Rather than create her own design, Golub decided to use the 1914 Shipman plan as a guide for plant selection and placement.
In an attempt to adhere to the plan as closely as possible, she turned to the community to locate some of the original plants.
According to Golub, when the gardens were let go in the 1970s, the plants were divided and offered to the community.
When reestablishing the formal garden, she placed an article in the paper requesting that the community members donate parts of those plants back to Lorenzo.
Some aspects of the historic plan were more easily recreated than others.
“It’s hard to work from a plan, because the plants don’t always grow the way you want them to,” Golub said.
Some plants didn’t survive the winters and others, like the black peony, were impossible to find.
In such instances, Golub adapted the plan and replaced the varieties with similar plants.
According to Golub, the original plan features an area of ferns and English ivy positioned beneath a large locust tree — a tree that no longer exists.
“The locust tree fell one winter in a storm,” Golub said. “After it fell there was more sunlight, so I had to replace that whole area [with different plants].”

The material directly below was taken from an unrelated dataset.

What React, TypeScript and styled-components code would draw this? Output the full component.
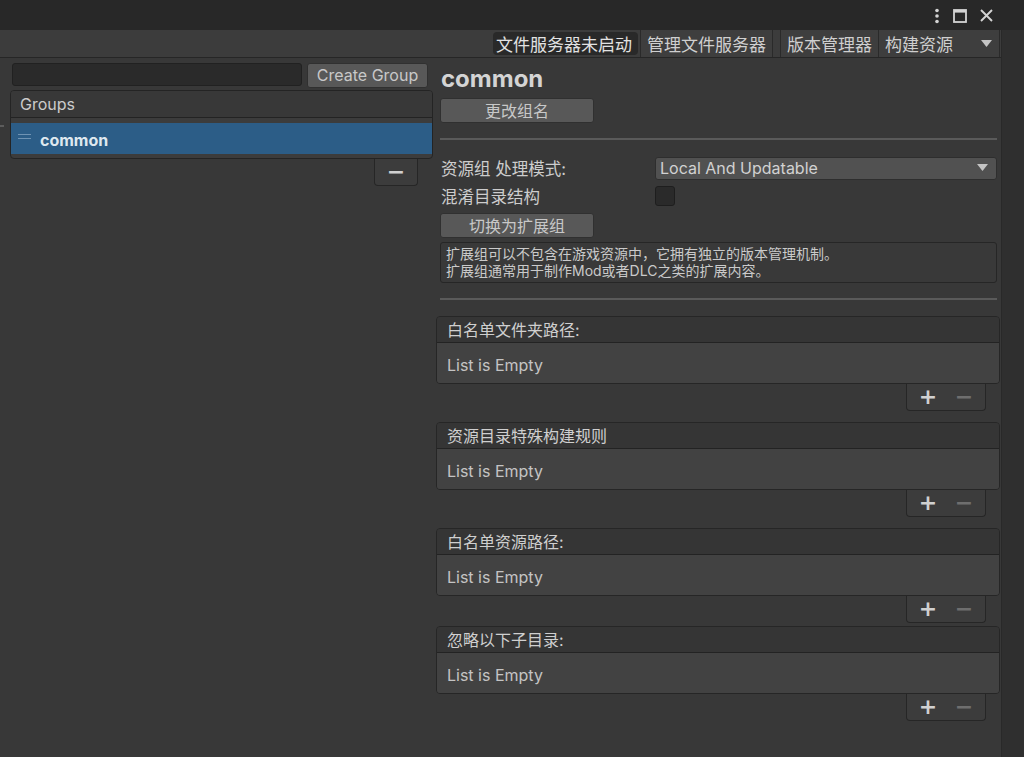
import React from 'react';
import styled, { createGlobalStyle } from 'styled-components';

const GlobalStyle = createGlobalStyle`
  html, body {
    margin: 0;
    padding: 0;
    background: #383838;
  }
  body {
    font-family: Inter, "Noto Sans CJK SC", "Noto Sans", sans-serif;
    color: #d2d2d2;
  }
  * {
    box-sizing: border-box;
  }
`;

const lists = [
  { title: '白名单文件夹路径:', gap: 11 },
  { title: '资源目录特殊构建规则', gap: 11 },
  { title: '白名单资源路径:', gap: 3 },
  { title: '忽略以下子目录:', gap: 0 },
];

const Caret = () => (
  <svg width="11" height="7" viewBox="0 0 11 7">
    <path d="M0 0 L11 0 L5.5 7 Z" fill="#c4c4c4" />
  </svg>
);

const App = () => {
  return (
    <Window>
      <GlobalStyle />
      <TitleBar>
        <TitleIcons>
          <svg width="6" height="16" viewBox="0 0 6 16">
            <circle cx="3" cy="2.5" r="1.8" fill="#d4d4d4" />
            <circle cx="3" cy="8" r="1.8" fill="#d4d4d4" />
            <circle cx="3" cy="13.5" r="1.8" fill="#d4d4d4" />
          </svg>
          <svg width="14" height="14" viewBox="0 0 14 14">
            <rect x="1" y="1" width="12" height="12" fill="none" stroke="#d4d4d4" strokeWidth="1.8" />
            <rect x="1" y="1" width="12" height="2.6" fill="#d4d4d4" />
          </svg>
          <svg width="13" height="13" viewBox="0 0 13 13">
            <path d="M1 1 L12 12 M12 1 L1 12" stroke="#d4d4d4" strokeWidth="1.9" />
          </svg>
        </TitleIcons>
      </TitleBar>
      <Body>
        <MainColumn>
          <Toolbar>
            <StatusLabel>文件服务器未启动</StatusLabel>
            <ToolButton>管理文件服务器</ToolButton>
            <ToolSpacer />
            <ToolButton>版本管理器</ToolButton>
            <ToolButton $wide>
              构建资源
              <Caret />
            </ToolButton>
          </Toolbar>
          <Content>
            <LeftPanel>
              <EdgeMark />
              <CreateRow>
                <TextInput />
                <GreyButton $width={121}>Create Group</GreyButton>
              </CreateRow>
              <GroupsBox>
                <BoxHeader>Groups</BoxHeader>
                <GroupItems>
                  <SelectedRow>
                    <Handle />
                    common
                  </SelectedRow>
                </GroupItems>
              </GroupsBox>
              <GroupFooter>
                <FooterGlyph>−</FooterGlyph>
              </GroupFooter>
            </LeftPanel>
            <RightPanel>
              <GroupTitle>common</GroupTitle>
              <GreyButton $width={154}>更改组名</GreyButton>
              <Separator $top={15} />
              <FieldRow $top={16}>
                <FieldLabel>资源组 处理模式:</FieldLabel>
                <Dropdown>
                  Local And Updatable
                  <Caret />
                </Dropdown>
              </FieldRow>
              <FieldRow $top={4}>
                <FieldLabel>混淆目录结构</FieldLabel>
                <Checkbox />
              </FieldRow>
              <GreyButton $width={154} $top={5}>切换为扩展组</GreyButton>
              <HelpBox>
                扩展组可以不包含在游戏资源中，它拥有独立的版本管理机制。
                <br />
                扩展组通常用于制作Mod或者DLC之类的扩展内容。
              </HelpBox>
              <Separator $top={15} />
              <Lists>
                {lists.map((l) => (
                  <ListBlock key={l.title} $gap={l.gap}>
                    <ListFrame>
                      <ListHeader>{l.title}</ListHeader>
                      <ListBody>List is Empty</ListBody>
                    </ListFrame>
                    <ListFooter>
                      <FooterGlyph>+</FooterGlyph>
                      <FooterGlyph $dim>−</FooterGlyph>
                    </ListFooter>
                  </ListBlock>
                ))}
              </Lists>
            </RightPanel>
          </Content>
        </MainColumn>
        <ScrollStrip />
      </Body>
    </Window>
  );
};

export default App;

const Window = styled.div`
  width: 1024px;
  height: 757px;
  display: flex;
  flex-direction: column;
  overflow: hidden;
  background: #383838;
`;

const TitleBar = styled.div`
  height: 30px;
  background: #282828;
  display: flex;
  justify-content: flex-end;
  align-items: center;
  padding-right: 31px;
`;

const TitleIcons = styled.div`
  display: flex;
  align-items: center;
  gap: 13px;
  margin-top: 1px;
`;

const Body = styled.div`
  flex: 1;
  display: flex;
  min-height: 0;
`;

const MainColumn = styled.div`
  width: 1001px;
  display: flex;
  flex-direction: column;
`;

const ScrollStrip = styled.div`
  flex: 1;
  background: #2f2f2f;
  border-left: 1px solid #292929;
`;

const Toolbar = styled.div`
  height: 28px;
  background: #3c3c3c;
  border-bottom: 1px solid #262626;
  display: flex;
  justify-content: flex-end;
  align-items: stretch;
  padding-right: 1px;
  font-size: 17px;
  color: #d6d6d6;
`;

const StatusLabel = styled.div`
  display: flex;
  align-items: center;
  padding: 0 6px 1px 3px;
  margin: 2px 3px 2px 0;
  background: #292929;
  border-radius: 4px;
  color: #e2e2e2;
`;

const ToolButton = styled.div<{ $wide?: boolean }>`
  display: flex;
  align-items: center;
  justify-content: space-between;
  gap: 8px;
  padding: 0 ${({ $wide }) => ($wide ? '7px' : '6px')} 1px 6px;
  width: ${({ $wide }) => ($wide ? '122px' : 'auto')};
  border-left: 1px solid #2a2a2a;
  border-right: 1px solid #2a2a2a;
  margin-left: -1px;
  background: #3e3e3e;
  color: #cfcfcf;
`;

const ToolSpacer = styled.div`
  width: 8px;
  border-right: 1px solid #2a2a2a;
`;

const Content = styled.div`
  flex: 1;
  display: flex;
`;

const LeftPanel = styled.div`
  position: relative;
  width: 436px;
  display: flex;
  flex-direction: column;
  padding: 5px 0 0 10px;
`;

const EdgeMark = styled.div`
  position: absolute;
  left: 0;
  top: 67px;
  width: 4px;
  height: 2px;
  background: #5c5c5c;
`;

const CreateRow = styled.div`
  display: flex;
  align-items: flex-start;
  gap: 5px;
  padding-left: 2px;
`;

const TextInput = styled.div`
  width: 290px;
  height: 23px;
  background: #2a2a2a;
  border: 1px solid #212121;
  border-radius: 3px;
`;

const GreyButton = styled.div<{ $width: number; $top?: number }>`
  width: ${({ $width }) => $width}px;
  height: 25px;
  margin-top: ${({ $top }) => $top ?? 0}px;
  background: #585858;
  border: 1px solid #303030;
  border-radius: 3px;
  display: flex;
  align-items: center;
  justify-content: center;
  font-size: 16px;
  color: #c8c8c8;
  padding-bottom: 1px;
`;

const GroupsBox = styled.div`
  width: 423px;
  margin-top: 2px;
  border: 1px solid #242424;
  border-radius: 4px;
  background: #3c3c3c;
  overflow: hidden;
`;

const BoxHeader = styled.div`
  height: 27px;
  background: #383838;
  border-bottom: 1px solid #232323;
  display: flex;
  align-items: center;
  padding: 0 0 1px 9px;
  font-size: 16px;
  color: #cbcbcb;
`;

const GroupItems = styled.div`
  padding: 5px 0 4px;
`;

const SelectedRow = styled.div`
  height: 31px;
  background: #2c5d87;
  display: flex;
  align-items: center;
  gap: 9px;
  padding: 3px 0 0 7px;
  font-size: 16px;
  font-weight: 700;
  color: #dfe8ef;
`;

const Handle = styled.div`
  width: 13px;
  height: 5px;
  margin-top: -8px;
  border-top: 1px solid #6f93b3;
  border-bottom: 1px solid #6f93b3;
`;

const GroupFooter = styled.div`
  align-self: flex-start;
  margin-left: 364px;
  width: 44px;
  height: 27px;
  background: #3c3c3c;
  border: 1px solid #262626;
  border-top: none;
  border-radius: 0 0 4px 4px;
  display: flex;
  align-items: center;
  justify-content: center;
`;

const FooterGlyph = styled.span<{ $dim?: boolean }>`
  font-family: "DejaVu Sans", sans-serif;
  font-size: 22px;
  font-weight: 700;
  line-height: 1;
  color: ${({ $dim }) => ($dim ? '#6e6e6e' : '#d0d0d0')};
  width: 22px;
  text-align: center;
`;

const RightPanel = styled.div`
  flex: 1;
  display: flex;
  flex-direction: column;
  padding: 5px 4px 0 4px;
`;

const GroupTitle = styled.div`
  font-size: 24px;
  font-weight: 700;
  line-height: 32px;
  color: #d4d4d4;
  padding-left: 1px;
  margin-bottom: 3px;
`;

const Separator = styled.div<{ $top: number }>`
  height: 2px;
  margin-top: ${({ $top }) => $top}px;
  background: #5a5a5a;
`;

const FieldRow = styled.div<{ $top: number }>`
  display: flex;
  align-items: center;
  margin-top: ${({ $top }) => $top}px;
  min-height: 22px;
`;

const FieldLabel = styled.div`
  width: 215px;
  padding-left: 1px;
  font-size: 16.5px;
  color: #cdcdcd;
`;

const Dropdown = styled.div`
  flex: 1;
  height: 23px;
  background: #515151;
  border: 1px solid #2e2e2e;
  border-radius: 3px;
  display: flex;
  align-items: center;
  justify-content: space-between;
  padding: 0 8px 1px 4px;
  font-size: 16px;
  color: #d2d2d2;
`;

const Checkbox = styled.div`
  width: 20px;
  height: 20px;
  background: #2a2a2a;
  border: 1px solid #1e1e1e;
  border-radius: 3px;
`;

const HelpBox = styled.div`
  margin-top: 4px;
  padding: 2px 5px 3px;
  background: #393939;
  border: 1px solid #262626;
  border-radius: 3px;
  font-size: 14px;
  line-height: 17px;
  color: #cacaca;
`;

const Lists = styled.div`
  display: flex;
  flex-direction: column;
  margin: 16px -3px 0 -4px;
`;

const ListBlock = styled.div<{ $gap: number }>`
  display: flex;
  flex-direction: column;
  margin-bottom: ${({ $gap }) => $gap}px;
`;

const ListFrame = styled.div`
  border: 1px solid #262626;
  border-radius: 4px;
  overflow: hidden;
`;

const ListHeader = styled.div`
  height: 26px;
  background: #353535;
  border-bottom: 1px solid #232323;
  display: flex;
  align-items: center;
  padding: 0 0 1px 10px;
  font-size: 16px;
  color: #cfcfcf;
`;

const ListBody = styled.div`
  height: 40px;
  background: #424242;
  display: flex;
  align-items: center;
  padding: 3px 0 0 10px;
  font-size: 16px;
  color: #c4c4c4;
`;

const ListFooter = styled.div`
  align-self: flex-end;
  margin-right: 14px;
  width: 80px;
  height: 27px;
  background: #3c3c3c;
  border: 1px solid #262626;
  border-top: none;
  border-radius: 0 0 4px 4px;
  display: flex;
  align-items: center;
  justify-content: center;
  gap: 14px;
  padding-bottom: 1px;
`;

Golub’s solution was to fill in the space with plants from other parts of the garden to create a cohesive aesthetic and sense of “flow.”
Finalizing the plan and establishing the garden was a decade-long process.
“It was all grass, so we had to actually dig up the ground inch by inch,” Jimmy said. “But any gardener will tell you that putting the garden in is less than half the work; it’s the maintenance that’s the hard part.”
Golub said she drew great satisfaction from watching the garden take shape and from continually working to enhance the site.
“[Maintaining the garden] was my life from the middle of April into November,” she said. “I took a lot of pride in making it what it was.”
In addition to recreating the formal garden, Golub planted two additional gardens — one by South Cottage and another by Church Cottage — using her own designs.
She maintained the gardens independently until 1997, when her health took a turn and she began working with a helper.
In recent years, students and volunteers have also provided assistance.
Each June, the Friends of Lorenzo hosts the Garden Gala in support of the continued restoration and maintenance of the Ellen Shipman-designed garden.
“[Before the Garden Gala], many people didn’t know the gardens were even there, so it was nice to get the community out there,” Golub said.
The gardener began stepping away from her duties at Lorenzo in the middle of last summer to focus on her health, maintaining her own gardens, and running the family farm.
Thanks to Golub, Lorenzo’s formal garden is recognized as one of Central New York’s premier country estate gardens.
In 1997, Terry Ettinger, a well-known radio show host and gardening expert, visited Lorenzo and described its garden as a “hidden gem of the community.”
“I think what’s amazing about that garden is how close it is to the plan,” Jimmy said. “If a peony was off by just a foot, we had to move it. It would have been a lot easier to just make a nice garden. I bet if you go to a lot of other places you won’t see a [historic plan] so strictly followed.”
While no longer actively involved at Lorenzo, Golub remains a member of the Onondaga County Master Gardener Volunteer Program.
The Master Gardener Program is a national initiative that trains volunteers in the science and art of gardening. Once trained, master gardeners work in partnership with their local Cooperative Extension offices to share their knowledge with other gardeners and to serve their communities.
Last spring, a Syracuse Garden Club member applied for a Garden Club of America award on Golub’s behalf.
“I had no idea,” Golub said. “When I learned I won I was speechless. To receive a national award was really heartwarming. I feel so proud to have been recognized.”
The Garden Club of America is a volunteer, non-profit organization comprised of 200 member clubs and approximately 18,000 club members throughout the country.
Founded in 1913, the club promotes the recording and enjoyment of American gardens and is a leader in the fields of horticulture, conservation, creative arts, historic preservation and environmental protection.